Attorney General Cites DOJ Commitment to Voting Rights in MLK Day Speech

Speaking in South Carolina, Eric Holder says DOJ will enforce civil rights and voting rights law.

Attorney General Eric Holder, the nation's top law enforcement officer, reaffirmed the Department of Justice's commitment to voting rights in a Martin Luther King Day speech in Columbia, South Carolina, on Monday.

"Today’s Justice Department – and, specifically, our Civil Rights Division and its Voting Section – have taken meaningful steps to ensure integrity, independence, and transparency in our enforcement of the Voting Rights Act – legislation that Dr. King was instrumental in advancing and, in 1965, saw signed into law by President Johnson," Holder said. "Let me be very clear: the arc of American history has bent toward the inclusion – not the exclusion – of more of our fellow citizens in the electoral process.  We must ensure that this continues."

Holder's reference to inclusion comes as the Justice Department is involved in litigation in federal courts--and before the U.S. Supreme Court--on whether congressional redistricting maps drawn in some states diluted the power of communities of color to their elect representative to Congress. The state drawing the greatest scrutiny is Texas. Under the Voting Rights Act, states cannot draw districts that roll back those opportunities for racial minorities after the U.S. Census reports once-a-decade demographic gains. The department has also rejected South Carolina's newly toughened voter ID law, saying it creates undue barriers for underrepresented communities, which it also has authority to do under the Voting Rights Act.

"The reality is that – in jurisdictions across the country – both overt and subtle forms of discrimination remain all too common. And though nearly five decades have passed since Dr. King shared his vision from the mountaintop – despite all the progress we’ve made, the barriers we’ve broken down, and the divisions we’ve healed – as a nation, we have not yet reached the Promised Land." 
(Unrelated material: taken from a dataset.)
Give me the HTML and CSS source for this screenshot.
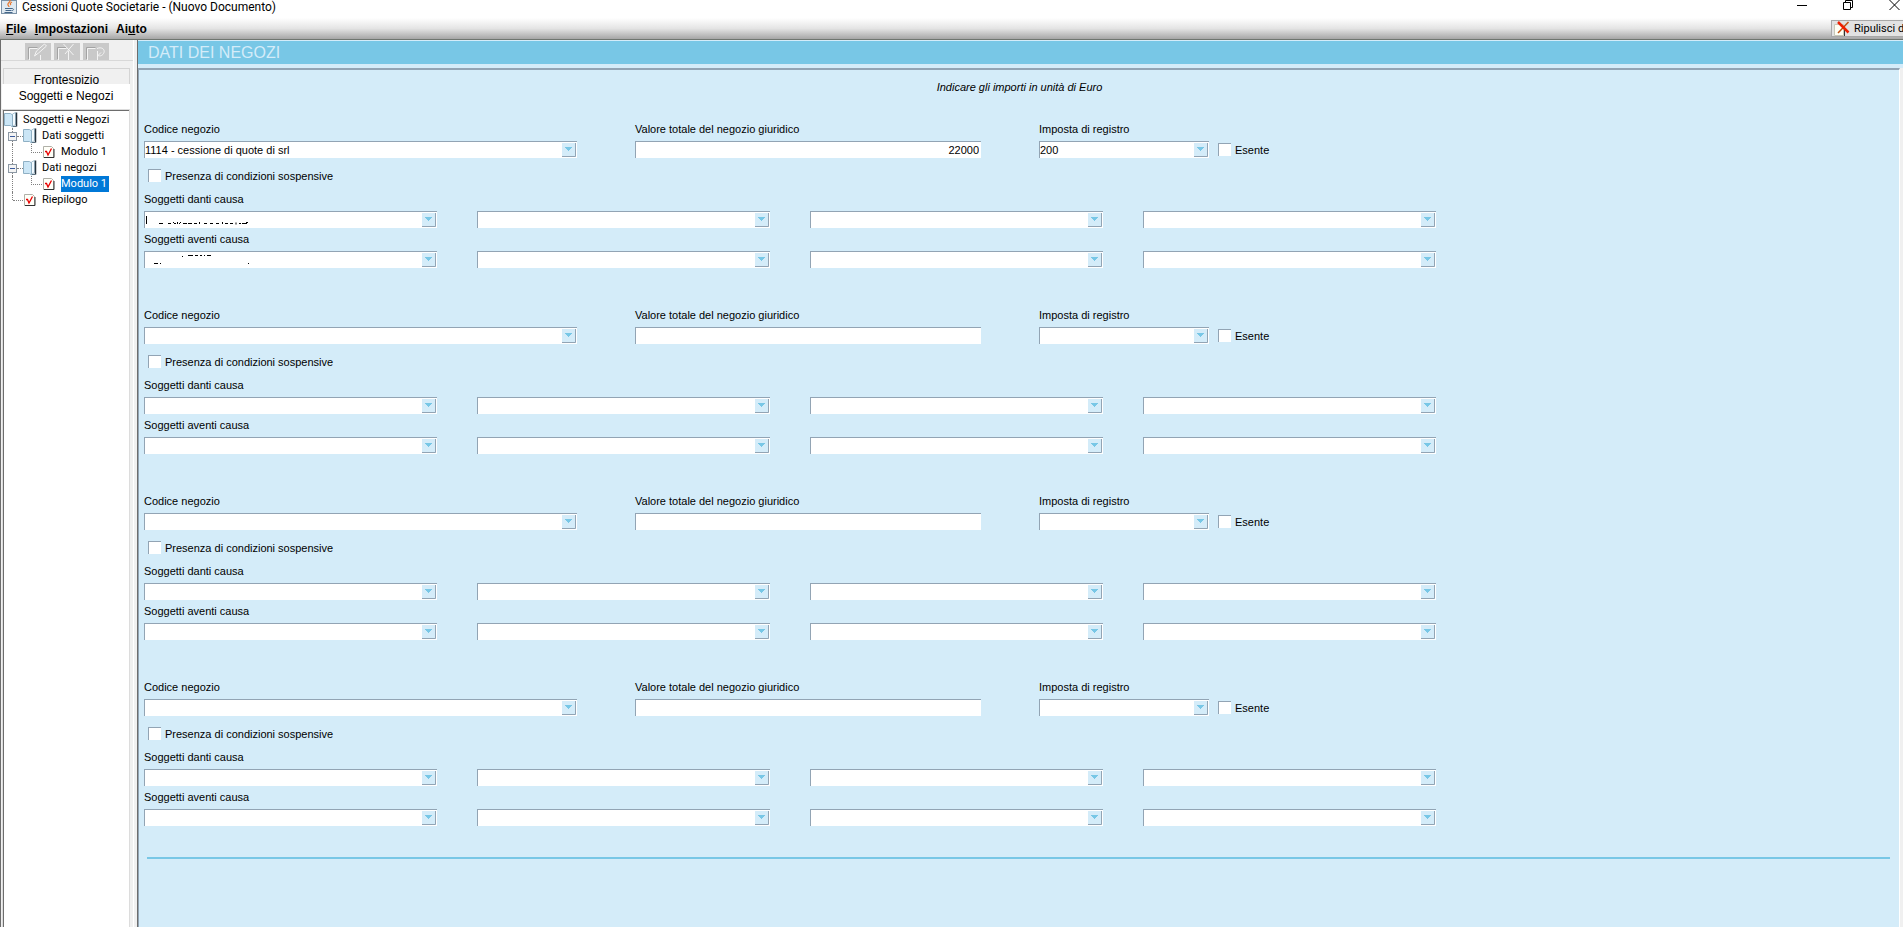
FILE: index.html
```html
<!DOCTYPE html>
<html lang="it">
<head>
<meta charset="utf-8">
<title>Cessioni Quote Societarie - (Nuovo Documento)</title>
<link rel="stylesheet" href="styles.css">
</head>
<body>
<svg class="defs" aria-hidden="true">
  <symbol id="folder" viewBox="0 0 14 16">
    <path d="M8.500 2L11.500.5v12l-3 2z" fill="#f4fbff" stroke="#a9c4d4"/>
    <path d="M.5 1.500h6l2 1.500v12l-2-1.500h-6z" fill="#cbe6f6" stroke="#8fb0c4"/>
    <path d="M12.500.5v14" stroke="#26333d" stroke-width="1.500"/>
    <path d="M9 14.500h3.500" stroke="#5a7080"/>
  </symbol>
  <symbol id="sheet" viewBox="0 0 12 14">
    <path d="M.5 1.500h8l2 2v9h-10z" fill="#fffff8" stroke="#b0b0a8"/>
    <path d="M11 4v8.500H1" fill="none" stroke="#333"/>
    <path d="M2 6.500h1.500L5 10l3.500-6.500" fill="none" stroke="#e80000" stroke-width="1.300"/>
  </symbol>
</svg>
<div class="window">
  <header class="titlebar">
    <svg class="app-icon" viewBox="0 0 16 16" width="16" height="16">
      <rect x=".5" y=".5" width="15" height="13" fill="#dfe9f1" stroke="#7c93a8"/>
      <path d="M9 0c1 2-3 3-2 5 .4 1 1 1 1 2M11 2c-2 1-2 2-1 3" fill="none" stroke="#e8762c" stroke-width="1.200"/>
      <path d="M4 8.500h7M4.500 10.500h6M3.500 12.500h8M11 8.500c2 0 2 2 0 2" fill="none" stroke="#44678a"/>
    </svg>
    <h1 class="title">Cessioni Quote Societarie - (Nuovo Documento)</h1>
    <div class="window-buttons">
      <button type="button" aria-label="Riduci"><svg viewBox="0 0 11 11"><path d="M0 5.500h10" /></svg></button>
      <button type="button" aria-label="Ripristina"><svg viewBox="0 0 11 11"><path d="M.5 2.500h7v7h-7zM2.500 2V.5h7v7H8" /></svg></button>
      <button type="button" aria-label="Chiudi"><svg viewBox="0 0 11 11"><path d="M.5 0l10 10M10.500 0l-10 10" /></svg></button>
    </div>
  </header>
  <nav class="menubar">
    <button type="button"><u>F</u>ile</button>
    <button type="button"><u>I</u>mpostazioni</button>
    <button type="button">Ai<u>u</u>to</button>
    <button type="button" class="clear">
      <svg viewBox="0 0 16 16" width="16" height="16">
        <path d="M.5 3.500h9v11h-9z" fill="#fffff4" stroke="#c8c8b8"/><path d="M10.500 5v10.500H1" fill="none" stroke="#333"/>
        <path d="M14.500 1L4 12" fill="none" stroke="#c05010" stroke-width="1.500"/>
        <path d="M4 1l10.500 10.500" fill="none" stroke="#f02000" stroke-width="2.500"/>
      </svg>
      <span>Ripulisci da</span>
    </button>
  </nav>
  <div class="workspace">
    <aside class="sidebar">
      <div class="tools">
        <button type="button" disabled aria-label="Modifica modulo"><svg viewBox="0 0 26 17"><path class="shade" d="M3.500 16V4.500h9"/><path d="M4.500 17V5.500h8M15.500 12v5"/><path d="M9.500 13l2-5 8-7 2 2-8 7z"/></svg></button>
        <button type="button" disabled aria-label="Elimina modulo"><svg viewBox="0 0 26 17"><path class="shade" d="M3.500 16V4.500h9"/><path d="M4.500 17V5.500h8M14.500 8v9"/><path d="M9.500 1l10 11M19.500 1L11 11"/></svg></button>
        <button type="button" disabled aria-label="Ripristina modulo"><svg viewBox="0 0 26 17"><path class="shade" d="M3.500 16V4.500h9"/><path d="M4.500 17V5.500h8M14.500 8v9"/><path d="M14 5.500c5-2 8 1 7 4s-4 4-6 3l3-3"/></svg></button>
      </div>
      <div class="tabs">
        <button type="button" class="tab">Frontespizio</button>
        <button type="button" class="tab active">Soggetti e Negozi</button>
      </div>
      <ul class="tree">
        <li class="root"><svg class="folder"><use href="#folder"/></svg><span>Soggetti e Negozi</span></li>
        <li class="branch"><button type="button" class="toggle" aria-label="Comprimi Dati soggetti"></button><svg class="folder"><use href="#folder"/></svg><span>Dati soggetti</span></li>
        <li class="leaf"><svg class="sheet"><use href="#sheet"/></svg><span>Modulo 1</span></li>
        <li class="branch"><button type="button" class="toggle" aria-label="Comprimi Dati negozi"></button><svg class="folder"><use href="#folder"/></svg><span>Dati negozi</span></li>
        <li class="leaf"><svg class="sheet"><use href="#sheet"/></svg><span class="selected">Modulo 1</span></li>
        <li class="last"><svg class="sheet"><use href="#sheet"/></svg><span>Riepilogo</span></li>
      </ul>
    </aside>
    <main class="panel">
      <h2 class="panel-title">DATI DEI NEGOZI</h2>
      <div class="page">
        <p class="hint">Indicare gli importi in unità di Euro</p>
        <form class="deals" id="deals"></form>
        <hr class="rule">
      </div>
    </main>
  </div>
</div>
<script src="form.js"></script>
</body>
</html>
```
FILE: styles.css
```css
* { box-sizing: border-box; }

body {
  margin: 0;
  background: #f0f0f0;
  color: #000;
  font: 11px/14px "Liberation Sans", Arial, sans-serif;
}

button, input, select { font: inherit; color: inherit; }
button { padding: 0; border: 0; background: none; }
h1, h2, p, ul { margin: 0; padding: 0; font-weight: normal; }

.defs { display: none; }

.window {
  display: flex;
  flex-direction: column;
  min-height: 100vh;
  overflow: hidden;
}

/* Title bar */
.titlebar {
  display: flex;
  align-items: flex-start;
  gap: 5px;
  height: 18px;
  padding-left: 1px;
  background: #fff;
}
.title {
  font: 12px/15px Roboto, "Open Sans", sans-serif;
}
.window-buttons {
  display: flex;
  gap: 35px;
  margin-left: auto;
  padding-right: 3px;
}
.window-buttons button { height: 11px; width: 11px; }
.window-buttons svg {
  display: block;
  width: 11px;
  height: 11px;
  fill: none;
  stroke: #000;
}

/* Menu bar */
.menubar {
  display: flex;
  align-items: center;
  gap: 8px;
  height: 22px;
  padding-left: 6px;
  border-bottom: 1px solid #6f756f;
  background: linear-gradient(#fff, #e4e4e4 50%, #a6a6a6);
  font-size: 12px;
  font-weight: bold;
}
.menubar .clear {
  display: flex;
  align-items: center;
  gap: 4px;
  width: 72px;
  height: 17px;
  margin-left: auto;
  padding-left: 2px;
  overflow: hidden;
  border: 1px solid #a8a8a8;
  border-right: 0;
  background: #e2e2e2;
  font: 11px/15px Roboto, sans-serif;
  white-space: nowrap;
}
.clear svg { flex: none; }

.workspace { display: flex; flex: 1; }

/* Sidebar */
.sidebar {
  display: flex;
  flex: none;
  flex-direction: column;
  width: 134px;
  border-left: 1px solid #6d6d6d;
  border-right: 1px solid #fff;
}
.tools {
  display: flex;
  justify-content: center;
  gap: 3px;
  height: 21px;
  padding-top: 3px;
  border-bottom: 1px solid #d8d8d8;
}
.tools button {
  width: 26px;
  height: 17px;
  background: #c9c9c9;
}
.tools svg {
  display: block;
  width: 26px;
  height: 17px;
  fill: none;
  stroke: #f4f4f4;
}
.tools .shade { stroke: #a4a4a4; }
.tabs {
  display: flex;
  flex-direction: column;
  padding: 7px 3px 0 1px;
  font-size: 12px;
}
.tab {
  height: 16px;
  margin-left: 1px;
  padding-top: 4px;
  overflow: hidden;
  border: 1px solid #d4d4d4;
  border-bottom: 0;
  line-height: 14px;
}
.tab.active {
  height: 26px;
  margin-left: 0;
  padding: 0 0 2px;
  border: 0;
  background: #fff;
}

.tree {
  flex: 1;
  margin: 0 4px 0 2px;
  padding-top: 1px;
  border: solid #6d6d6d;
  border-width: 1px 0 0 1px;
  outline: 1px solid #dcdcdc;
  background: #fff;
  font: 11px/16px Roboto, sans-serif;
  list-style: none;
  white-space: nowrap;
}
.tree li {
  display: flex;
  position: relative;
  align-items: center;
  height: 16px;
}
.folder { width: 14px; height: 16px; margin-right: 5px; }
.sheet { width: 12px; height: 14px; margin-right: 6px; }
.selected {
  padding-right: 2px;
  background: #0078d7;
  color: #fff;
}
.branch { padding-left: 4px; }
.leaf { padding-left: 39px; }
.last { padding-left: 20px; }
.toggle {
  position: relative;
  z-index: 1;
  width: 9px;
  height: 9px;
  margin-right: 6px;
  border: 1px solid #8c98a4;
  background: linear-gradient(#3a5a9c, #3a5a9c) center / 5px 1px no-repeat #f4f4f4;
}
.tree li:not(.root)::before {
  content: "";
  position: absolute;
  top: 0;
  left: 8px;
  height: 16px;
  border-left: 1px dotted #808080;
}
.tree .last::before { height: 8px !important; }
.tree li:not(.root)::after {
  content: "";
  position: absolute;
  top: 8px;
  left: 13px;
  width: 6px;
  border-top: 1px dotted #808080;
}
.tree .leaf::after {
  top: 0 !important;
  left: 27px !important;
  width: 10px !important;
  height: 8px;
  border: dotted #808080;
  border-width: 0 0 1px 1px !important;
}
.tree .last::after { left: 9px !important; width: 10px !important; }

/* Form panel */
.panel {
  display: flex;
  flex: 1;
  flex-direction: column;
  min-width: 0;
  margin-left: 3px;
  border-left: 1px solid #6d6d6d;
}
.panel-title {
  height: 28px;
  padding-left: 10px;
  border: solid #d4ecf9;
  border-width: 1px 0 4px;
  background: #78c7e6;
  color: #d4ecf9;
  font-size: 16px;
  line-height: 23px;
}
.page {
  flex: 1;
  margin-right: 3px;
  padding: 10px 9px 0 5px;
  border: solid #92a4b4;
  border-width: 2px 0 0 1px;
  border-right: 1px solid #fff;
  background: #d4ecf9;
}
.hint {
  padding-left: 5px;
  font-style: italic;
  text-align: center;
}
.deals {
  display: grid;
  row-gap: 40px;
  padding-top: 28px;
}
.deal { display: grid; }
.line {
  display: grid;
  grid-template-columns: minmax(0, 433px) minmax(0, 346px) auto;
  column-gap: 58px;
  margin-bottom: 9px;
}
.pair { display: flex; gap: 9px; align-items: flex-end; }
.field { display: grid; row-gap: 5px; }
.tax { flex: 0 1 170px; }

.subjects {
  display: grid;
  grid-template-columns: repeat(4, minmax(0, 293px));
  column-gap: 40px;
  margin: 0;
  padding: 0;
  border: 0;
}
.subjects legend {
  height: 18px;
  padding: 0;
  margin-bottom: 1px;
}
.subjects + .subjects { margin-top: 4px; }
.check + .subjects { margin-top: 8px; }

.box {
  width: 100%;
  height: 17px;
  margin: 0;
  padding: 0 2px 0 0;
  border: solid #92a4b4;
  border-width: 1px 0 0 1px;
  border-radius: 0;
  outline: 0;
  background-color: #fff;
  appearance: none;
}
.amount { text-align: right; }
.select {
  display: block;
  position: relative;
}
.select svg {
  position: absolute;
  top: 2px;
  right: 1px;
  width: 14px;
  height: 14px;
  pointer-events: none;
}
.select .residue {
  top: 0;
  right: auto;
  left: 0;
  width: 110px;
  height: 17px;
  stroke: #000;
}
.check {
  display: flex;
  align-items: center;
  gap: 4px;
  height: 17px;
}
.check input {
  width: 13px;
  height: 13px;
  margin: 0;
  border: solid #92a4b4;
  border-width: 1px 0 0 1px;
  background: #fff;
  appearance: none;
}
.condition { padding-left: 4px; }

.rule {
  height: 2px;
  margin: 31px 0 0 3px;
  border: 0;
  background: #78c7e6;
}
```
FILE: form.js
```js
const ARROW = '<svg viewBox="0 0 14 14"><path d="M0 0h14v14H0z" fill="#d4ecf9"/>' +
  '<path d="M13.500 0v13.500H0" fill="none" stroke="#92a4b4"/><path d="M3 4h7v1H9v1H8v1H7v1H6V7H5V6H4V5H3z" fill="#78c7e6"/></svg>';

const deals = [
  { code: '1114 - cessione di quote di srl', value: '22000', tax: '200' },
  {}, {}, {},
];

// Remains of the erased names in the first deal.
const RESIDUE = {
  'from-0-1': 'M2.500 5v8M15 12.500h4M24 12.500h3M29 11.500h1M30 12.500h2M33.500 11v2M36 11.500h1M35 12.500h1M39 12.500h4M44 12.500h4M50 12.500h3M55.500 11v2' +
    'M60 12.500h3M66 12.500h3M72 12.500h3M78.500 11v2M81 12.500h3M86 12.500h3M92 11.500v2M95 12.500h2M98 12.500h5M102 11.500h2',
  'to-0-1': 'M10 12.500h4M16 12.500h1M38 5.500h1M44 4.500h5M51 4.500h3M56 4.500h2M60 4.500h1M63 4.500h4M104 12.500h1',
};

const select = (id, value = '', label = '') =>
  `<span class="select"><select class="box" id="${id}"${label ? ` aria-label="${label}"` : ''}><option>${value}</option></select>${ARROW}` +
  (RESIDUE[id] ? `<svg class="residue" viewBox="0 0 110 17"><path d="${RESIDUE[id]}"/></svg>` : '') + '</span>';

const subjects = (id, title) =>
  `<fieldset class="subjects"><legend>${title}</legend>` +
  [1, 2, 3, 4].map(n => select(`${id}-${n}`, '', `${title} ${n}`)).join('') + '</fieldset>';

document.getElementById('deals').innerHTML = deals.map((deal, i) => `
  <section class="deal">
    <div class="line">
      <div class="field"><label for="code-${i}">Codice negozio</label>${select(`code-${i}`, deal.code)}</div>
      <div class="field"><label for="value-${i}">Valore totale del negozio giuridico</label>
        <input class="box amount" id="value-${i}" type="text" value="${deal.value || ''}"></div>
      <div class="pair">
        <div class="field tax"><label for="tax-${i}">Imposta di registro</label>${select(`tax-${i}`, deal.tax)}</div>
        <label class="check"><input type="checkbox">Esente</label>
      </div>
    </div>
    <label class="check condition"><input type="checkbox">Presenza di condizioni sospensive</label>
    ${subjects(`from-${i}`, 'Soggetti danti causa')}
    ${subjects(`to-${i}`, 'Soggetti aventi causa')}
  </section>`).join('');
```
Holder said the Department of Justice would not retreat in the states now under dispute.


"We’re now reviewing a number of redistricting plans in covered jurisdictions. Our reviews have included the proposed plans for the state House, state Senate, and congressional delegation here in South Carolina – and also will include redistricting plans for local election bodies," he said. "We’ll also continue to review other types of changes to our election systems and processes – including changes to the procedures governing third-party voter registration organizations, to early voting procedures, and to photo identification requirements – to ensure that there is no discriminatory purpose or effect."  


His speech is sure to draw criticism from Republicans accusing him of politicizing the electoral process. But it is the GOP in state after state that has increasingly sought to police the voting process, raising the barriers to entry for slices of society it sees as likely Democratic voters. The Department has unique enforcement powers, powers that many civil rights attorneys have been waiting for Holder to wield.